За его спиной кучковались довольные Авдотья и Тимофей, которые искренне, от души, радовались появлению еще одного виновного. Судя по сурово сведенными царским бровям, таковым Еремеев, похоже, и останется.
Сам же боярин ни черта в происходящем не понимал. Кроме одного — Герасим явно зол. Даже не просто зол. Он в гневе. Главное, совершенно неясно, что могло произойти за несколько часов. Только с вечера расстались, договорившись о грядущих богатырских играх, которые утром и должны начаться. А тут — гром, молнии и перспектива общения с царским палачом.
— А ну, пошли вон! — Герасим зыркнул на Авдотью с Тимофеем.
Те, кланяясь каждую секунду, попятились к выходу.
— И ток попробуете подслушать…– Царь погрозил указательным пальцем. — На дыбу оба пойдёте…
Едва двери залы закрылись, Герасим сразу прекратил хмуриться, а лицо его стало выглядеть несчастным.
Еремеев от такой метаморфозы впал в еще большие волнения. Ежли царь, не скрываясь, свои слабости показывает, как бы Илье Никитичу потом зенки не выкололи к чертям собачьим. За то, что он это видел.
— Еремеев, беда. — Герасим подобрал край парчового халата и плюхнулся в кресло, стоявшее у дальней стены. — Дочь моя…дура…сбежала из терема, прихватив скатерть-самобранку и ковёр-самолёт…
— Ох ты ж в рот мне тёщина нога…– Еремеев аж слюной подавился от неожиданности. — Это ведь потеря потерь, батюшка-царь. Волшебные вещи сто́ят, с полцарства каждая. Их не напасешься.
— Верно мыслишь, боярин. Ток дело не в этом. Знаешь, куда эта змеюка с ними отправилась? К Яге! Записку мне написала. Так, мол, и так…Богатыря иномирного ей не привезли, а она доподлинно знает, что где-то такой богатырь шляется. Кто-то донёс Машке…понял? Не ты ли?
Царь снова нахмурился, уставившись на Еремеева.
— Ды ты что, государь, разве можно? Я царевну Марью знаю, как облупленную. С детства. Она всегда более мать напоминала. В ту породу змеиную пошла. На кой ляд мне с ней делиться секретною информацией? — Боярин вытаращил зенки, стараясь, чтоб они выглядели полными искренности.
А потом, на всякий случай пару раз стукнулся лбом о пол. Размашисто, с чувством. Аж в глазах заискрилось. Ежли так пойдёт, то скоро у Еремеева на лбу здоровенная шишка вырастет. Эх… Что ж за черная полоса потянулася… А еще, сегодня ночью, после очередной неудачи, супруга Ильи Никитича с горечью сказала, мол, на кой черт ей муж, от которого толку никакого…

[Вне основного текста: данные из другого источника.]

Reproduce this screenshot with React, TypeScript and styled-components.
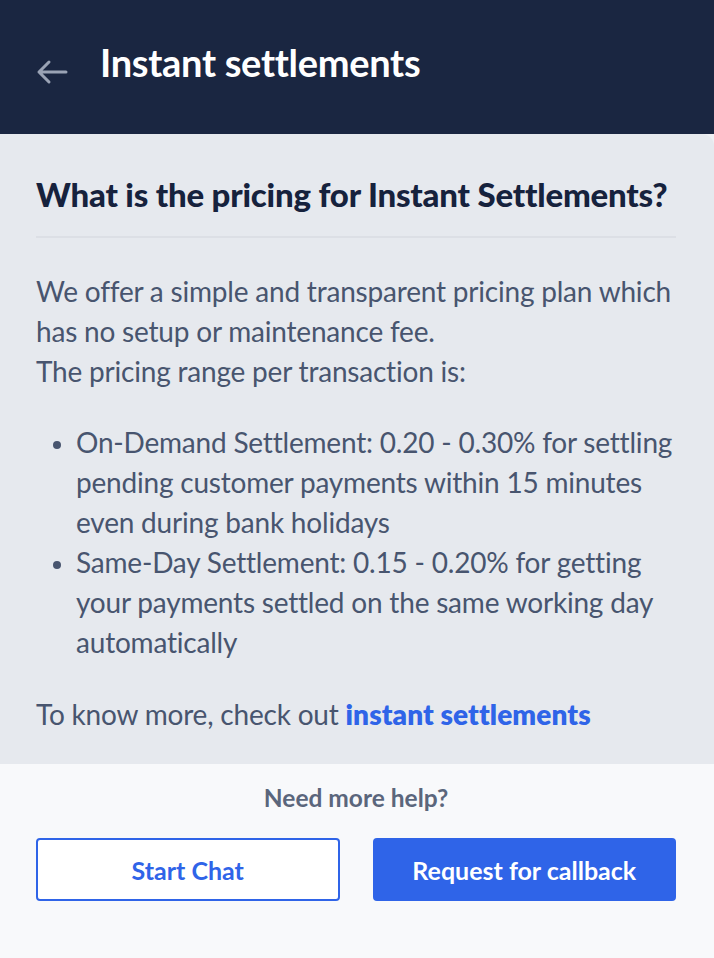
import React from "react";
import styled, { createGlobalStyle } from "styled-components";

const GlobalStyle = createGlobalStyle`
  html, body {
    margin: 0;
    padding: 0;
    background: #f8f9fb;
  }
  body {
    font-family: Lato, "Open Sans", sans-serif;
  }
`;

const Page = styled.div`
  display: flex;
  flex-direction: column;
  width: 714px;
  height: 958px;
  background: #f8f9fb;
`;

const Header = styled.header`
  display: flex;
  align-items: center;
  height: 134px;
  padding: 0 0 0 36px;
  box-sizing: border-box;
  background: #1a2641;
`;

const BackButton = styled.button`
  display: flex;
  align-items: center;
  justify-content: center;
  width: 32px;
  height: 32px;
  margin: 10px 32px 0 0;
  padding: 0;
  border: none;
  background: transparent;
  color: #9aa3b5;
  cursor: pointer;
`;

const HeaderTitle = styled.h1`
  margin: 0 0 10px;
  font-size: 38px;
  font-weight: 700;
  color: #ffffff;
  letter-spacing: -0.3px;
`;

const PanelBack = styled.div`
  background: #eef0f4;
`;

const Panel = styled.section`
  padding: 36px 38px 30px 36px;
  background: #e6e9ee;
  border-top-right-radius: 12px;
`;

const Question = styled.h2`
  margin: 0;
  padding-bottom: 18px;
  border-bottom: 2px solid #dcdfe5;
  font-size: 33px;
  font-weight: 900;
  color: #16223d;
  line-height: 48px;
  letter-spacing: -0.2px;
`;

const Body = styled.div`
  padding-top: 33px;
  font-size: 28px;
  line-height: 40px;
  color: #48556f;
  letter-spacing: -0.2px;
`;

const Para = styled.p`
  margin: 0;
`;

const List = styled.ul`
  margin: 31px 0 32px;
  padding-left: 40px;
`;

const Item = styled.li`
  &::marker {
    font-size: 24px;
  }
`;

const Link = styled.a`
  color: #2f64e8;
  font-weight: 800;
  letter-spacing: 0.1px;
  text-decoration: none;
`;

const Footer = styled.footer`
  display: flex;
  flex-direction: column;
  align-items: center;
  padding: 20px 38px 0 36px;
  background: #f8f9fb;
`;

const HelpText = styled.div`
  font-size: 24.5px;
  font-weight: 700;
  color: #5b667c;
  line-height: 28px;
`;

const Buttons = styled.div`
  display: grid;
  grid-template-columns: 1fr 1fr;
  gap: 33px;
  width: 100%;
  margin-top: 26px;
`;

const Button = styled.button<{ $primary?: boolean }>`
  height: 63px;
  border-radius: 4px;
  border: 2px solid #2f64e8;
  background: ${(p) => (p.$primary ? "#2f64e8" : "#ffffff")};
  color: ${(p) => (p.$primary ? "#ffffff" : "#2f64e8")};
  font-family: Lato, sans-serif;
  font-size: 25px;
  font-weight: 700;
  cursor: pointer;
`;

const ArrowLeft = () => (
  <svg width="32" height="26" viewBox="0 0 32 26" fill="none">
    <path
      d="M30 13H3M13 3L3 13l10 10"
      stroke="currentColor"
      strokeWidth="3"
      strokeLinecap="round"
      strokeLinejoin="round"
    />
  </svg>
);

export default function App() {
  return (
    <Page>
      <GlobalStyle />
      <Header>
        <BackButton aria-label="Back">
          <ArrowLeft />
        </BackButton>
        <HeaderTitle>Instant settlements</HeaderTitle>
      </Header>
      <PanelBack>
        <Panel>
          <Question>What is the pricing for Instant Settlements?</Question>
          <Body>
            <Para>
              We offer a simple and transparent pricing plan which has no setup or maintenance fee.
              <br />
              The pricing range per transaction is:
            </Para>
            <List>
              <Item>
                On-Demand Settlement: 0.20 - 0.30% for settling pending customer payments within 15
                minutes even during bank holidays
              </Item>
              <Item>
                Same-Day Settlement: 0.15 - 0.20% for getting your payments settled on the same
                working day automatically
              </Item>
            </List>
            <Para>
              To know more, check out <Link href="#">instant settlements</Link>
            </Para>
          </Body>
        </Panel>
      </PanelBack>
      <Footer>
        <HelpText>Need more help?</HelpText>
        <Buttons>
          <Button>Start Chat</Button>
          <Button $primary>Request for callback</Button>
        </Buttons>
      </Footer>
    </Page>
  );
}
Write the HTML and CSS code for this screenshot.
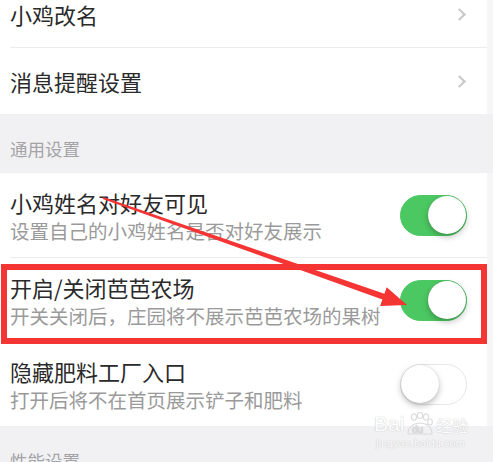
FILE: index.html
```html
<!DOCTYPE html>
<html lang="zh-CN">
<head>
    <meta charset="UTF-8">
    <meta name="viewport" content="width=device-width, initial-scale=1.0">
    <title>设置</title>
    <link rel="stylesheet" href="styles.css">
</head>
<body>

<div class="settings">
    <div class="group first">
        <div class="row">
            <div class="row-inner">
                <div class="title">小鸡改名</div>
                <span class="chevron"></span>
            </div>
        </div>
        <div class="row">
            <div class="row-inner last">
                <div class="title">消息提醒设置</div>
                <span class="chevron"></span>
            </div>
        </div>
    </div>

    <div class="section-head">通用设置</div>

    <div class="group">
        <div class="row">
            <div class="row-inner tall">
                <div class="text">
                    <div class="title">小鸡姓名对好友可见</div>
                    <div class="desc">设置自己的小鸡姓名是否对好友展示</div>
                </div>
                <span class="switch on"><span class="knob"></span></span>
            </div>
        </div>
        <div class="row">
            <div class="row-inner tall">
                <div class="text">
                    <div class="title">开启/关闭芭芭农场</div>
                    <div class="desc">开关关闭后，庄园将不展示芭芭农场的果树</div>
                </div>
                <span class="switch on"><span class="knob"></span></span>
            </div>
        </div>
        <div class="row">
            <div class="row-inner tall last short">
                <div class="text">
                    <div class="title">隐藏肥料工厂入口</div>
                    <div class="desc">打开后将不在首页展示铲子和肥料</div>
                </div>
                <span class="switch"><span class="knob"></span></span>
            </div>
        </div>
    </div>

    <div class="section-head">性能设置</div>
</div>

<!-- annotation overlay -->
<div class="mark-box"></div>
<svg class="mark-arrow" width="493" height="462" viewBox="0 0 493 462">
    <polygon fill="#f53434" points="103.3,197.1 384.4,293.8 386.7,287.2 407,305 380.1,306 382.4,299.4 102.7,198.9"/>
</svg>

<div class="watermark">
    <div class="wm-logo">
        <span>Bai</span>
        <svg width="30" height="24" viewBox="0 0 30 24">
            <g fill="none" stroke="#d8d8d8" stroke-width="1.2">
                <ellipse cx="9" cy="5" rx="2.6" ry="3.2"/>
                <ellipse cx="15" cy="3.5" rx="2.6" ry="3.2"/>
                <ellipse cx="21" cy="5" rx="2.6" ry="3.2"/>
                <ellipse cx="25" cy="10" rx="2.4" ry="3"/>
                <path d="M3 22 Q3 12 15 11 Q27 12 27 22 Z"/>
            </g>
            <text x="7" y="21" font-size="10" fill="#d8d8d8" font-family="Liberation Sans, sans-serif">du</text>
        </svg>
        <span>经验</span>
    </div>
    <div class="wm-url">jingyan.baidu.com</div>
</div>

</body>
</html>
```

FILE: styles.css
```css
* {
    box-sizing: border-box;
    margin: 0;
    padding: 0;
}

body {
    width: 493px;
    height: 462px;
    overflow: hidden;
    background: #f6f6f8;
    font-family: "Noto Sans CJK SC", "Noto Sans", sans-serif;
    color: #2a2a2a;
}

.settings {
    width: 100%;
}

.group.first {
    margin-top: -19px;
}

.row {
    background: #fff;
    padding-left: 10px;
    margin-right: 6px;
}

.row-inner {
    display: flex;
    align-items: center;
    justify-content: space-between;
    height: 67px;
    padding-right: 20px;
    border-bottom: 1px solid #ececee;
}

.row-inner.tall {
    height: 85px;
}

.row-inner.last {
    border-bottom: none;
    height: 66px;
}

.row-inner.tall.last {
    height: 83px;
}

.title {
    font-size: 22px;
    line-height: 28px;
    color: #2a2a2a;
}

.desc {
    font-size: 19.5px;
    line-height: 24px;
    margin-top: 3px;
    color: #9a9a9a;
}

.chevron {
    width: 9px;
    height: 9px;
    border-top: 2px solid #c6c6c6;
    border-right: 2px solid #c6c6c6;
    transform: rotate(45deg);
    margin-right: 3px;
}

.section-head {
    height: 59px;
    display: flex;
    align-items: flex-end;
    padding: 0 0 14px 10px;
    background: #f1f1f4;
    font-size: 17.5px;
    line-height: 21px;
    color: #a4a4a6;
}

.switch {
    position: relative;
    width: 67px;
    height: 41px;
    border-radius: 21px;
    background: #fff;
    border: 1.5px solid #e6e6e6;
    flex-shrink: 0;
}

.switch.on {
    background: #4cc862;
    border-color: #4cc862;
}

.knob {
    position: absolute;
    top: 0;
    left: 0;
    width: 38px;
    height: 38px;
    border-radius: 50%;
    background: #fff;
    box-shadow: 0 3px 6px rgba(0, 0, 0, 0.25), 0 0 1px rgba(0, 0, 0, 0.2);
}

.switch.on .knob {
    left: auto;
    right: 0;
}

/* annotation overlay */
.mark-box {
    position: absolute;
    left: 1px;
    top: 264px;
    width: 486px;
    height: 80px;
    border: 6px solid #f53434;
}

.mark-arrow {
    position: absolute;
    left: 0;
    top: 0;
}

.watermark {
    position: absolute;
    left: 374px;
    top: 412px;
    width: 96px;
    color: #fff;
    font-family: "Liberation Sans", sans-serif;
    text-shadow: 0 0 1px #c4c4c4, 0 0 1px #c4c4c4;
    opacity: 0.85;
}

.wm-logo {
    display: flex;
    align-items: flex-end;
    gap: 1px;
    font-size: 21px;
    line-height: 24px;
}

.wm-logo span:last-child {
    font-family: "Noto Sans CJK SC", sans-serif;
    font-size: 16px;
    line-height: 22px;
}

.wm-url {
    font-size: 11px;
    line-height: 14px;
    margin-left: 2px;
}
```
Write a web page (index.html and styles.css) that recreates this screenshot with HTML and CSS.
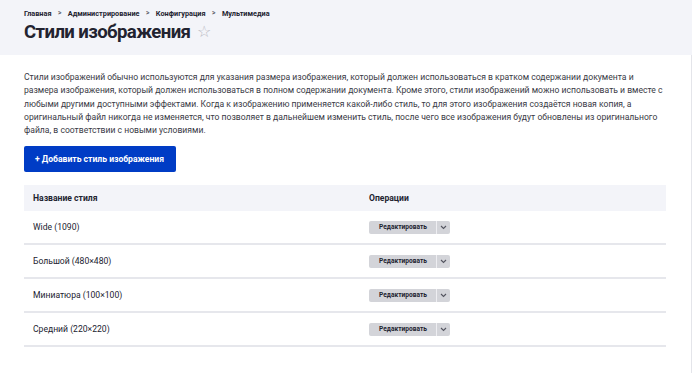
FILE: index.html
```html
<!DOCTYPE html>
<html lang="ru">
<head>
<meta charset="utf-8">
<title>Стили изображения</title>
<link rel="stylesheet" href="styles.css">
</head>
<body>
<div class="page">
  <header class="head">
    <nav class="crumbs">
      <a>Главная</a><span class="sep">&gt;</span>
      <a>Администрирование</a><span class="sep">&gt;</span>
      <a>Конфигурация</a><span class="sep">&gt;</span>
      <a>Мультимедиа</a>
    </nav>
    <h1 class="title">Стили изображения <span class="star">☆</span></h1>
  </header>
  <main class="content">
    <p class="desc">Стили изображений обычно используются для указания размера изображения, который должен использоваться в кратком содержании документа и размера изображения, который должен использоваться в полном содержании документа. Кроме этого, стили изображений можно использовать и вместе с любыми другими доступными эффектами. Когда к изображению применяется какой-либо стиль, то для этого изображения создаётся новая копия, а оригинальный файл никогда не изменяется, что позволяет в дальнейшем изменить стиль, после чего все изображения будут обновлены из оригинального файла, в соответствии с новыми условиями.</p>
    <div class="actions"><a class="btn-primary">+ Добавить стиль изображения</a></div>
    <table class="tbl">
      <thead>
        <tr><th class="c1">Название стиля</th><th>Операции</th></tr>
      </thead>
      <tbody>
        <tr><td class="c1">Wide (1090)</td><td><span class="ops"><span class="edit">Редактировать</span><span class="tog"><svg width="7" height="5" viewBox="0 0 7 5"><path d="M1 1 L3.5 3.5 L6 1" fill="none" stroke="#545560" stroke-width="1.1"/></svg></span></span></td></tr>
        <tr><td class="c1">Большой (480×480)</td><td><span class="ops"><span class="edit">Редактировать</span><span class="tog"><svg width="7" height="5" viewBox="0 0 7 5"><path d="M1 1 L3.5 3.5 L6 1" fill="none" stroke="#545560" stroke-width="1.1"/></svg></span></span></td></tr>
        <tr><td class="c1">Миниатюра (100×100)</td><td><span class="ops"><span class="edit">Редактировать</span><span class="tog"><svg width="7" height="5" viewBox="0 0 7 5"><path d="M1 1 L3.5 3.5 L6 1" fill="none" stroke="#545560" stroke-width="1.1"/></svg></span></span></td></tr>
        <tr><td class="c1">Средний (220×220)</td><td><span class="ops"><span class="edit">Редактировать</span><span class="tog"><svg width="7" height="5" viewBox="0 0 7 5"><path d="M1 1 L3.5 3.5 L6 1" fill="none" stroke="#545560" stroke-width="1.1"/></svg></span></span></td></tr>
      </tbody>
    </table>
  </main>
</div>
</body>
</html>
```
FILE: styles.css
```css
html, body {
  margin: 0;
  padding: 0;
  background: #fff;
}
body {
  font-family: Roboto, "Liberation Sans", sans-serif;
  color: #222330;
  width: 692px;
  height: 373px;
  overflow: hidden;
}
.page {
  display: flex;
  flex-direction: column;
  height: 373px;
  width: 692px;
}
.head {
  background: #f3f4f9;
  padding: 9px 24px 0 24px;
  height: 55px;
  box-sizing: border-box;
  flex: none;
}
.crumbs {
  font-size: 7.3px;
  font-weight: 700;
  color: #222330;
  line-height: 9px;
  display: flex;
  align-items: center;
}
.crumbs .sep {
  margin: 0 6.5px;
  font-weight: 700;
  font-size: 6.5px;
  color: #545560;
}
.title {
  margin: 3px 0 0 0;
  font-size: 18.6px;
  font-weight: 700;
  line-height: 22px;
  color: #222330;
  letter-spacing: -0.6px;
}
.star {
  font-weight: 400;
  font-size: 16px;
  color: #b8b9c2;
  margin-left: 3px;
  letter-spacing: 0;
  position: relative;
  top: -1px;
}
.content {
  flex: 1;
  padding: 0 24px;
  border-right: 1px solid #e4e5ea;
}
.desc {
  margin: 16px 0 0 0;
  font-size: 8.6px;
  line-height: 13.3px;
  color: #393a45;
  width: 645px;
}
.actions {
  display: flex;
  margin-top: 9px;
}
.btn-primary {
  display: block;
  background: #003cc5;
  color: #fff;
  font-size: 8.6px;
  font-weight: 700;
  height: 26px;
  line-height: 26px;
  padding: 0 12px 0 11px;
  border-radius: 2px;
  white-space: nowrap;
}
.tbl {
  margin-top: 13px;
  width: 642px;
  border-collapse: collapse;
  font-size: 8.6px;
}
.tbl th {
  background: #f3f4f9;
  text-align: left;
  font-weight: 700;
  height: 26px;
  padding: 0 9px;
  color: #222330;
}
.tbl th.c1, .tbl td.c1 {
  width: 318px;
}
.tbl td {
  height: 32px;
  padding: 0 9px;
  border-bottom: 2px solid #e6e7ec;
  color: #222330;
}
.ops {
  display: inline-flex;
  height: 13px;
  background: #d3d4d9;
  border-radius: 2px;
  vertical-align: middle;
}
.edit {
  font-size: 6.6px;
  font-weight: 700;
  color: #222330;
  line-height: 13px;
  padding: 0 0 0 10px;
  width: 67px;
  box-sizing: border-box;
}
.tog {
  width: 13px;
  border-left: 1px solid #eeeef2;
  display: flex;
  align-items: center;
  justify-content: center;
}
```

— Кто-то донёс царевне…В любом случае, дочь моя неумная отправилась с волшебными вещами к Бабе-Яге.
— Вот! Видишь, надежа и опора, а я ведь тоже говорил, спелися эти две гадины…– Боярин весьма заметно оживился.
— Похоже, на то. Скатерть-самобранка, чтоб Ягу накормить яствами, ковер-самолет, чтоб через лес без проблем добраться. А еще, написала Машка, что расскажет этой ведьме правду. Про Темное зло, нами с тобой разбуженное. И ты ведь понимаешь, боярин, чем это грозит… Так что у нас с тобой, времени только до рассвета. Придумать, как дальше быть. Машка — дура. Она не знает, что на ковре противоугонное заклятие стоит. Он ее над лесом кружить будет без конца. Пока Машку не одолеет болезнь аглицкая… Эта… Морская. Ага… Но как солнце встанет, ее Яга может заметить. Эта гадина с ковра точно заклятие снимет. И вот тогда, Еремеев… Всем чертям тошно станет… А уж нам с тобой — точно конец.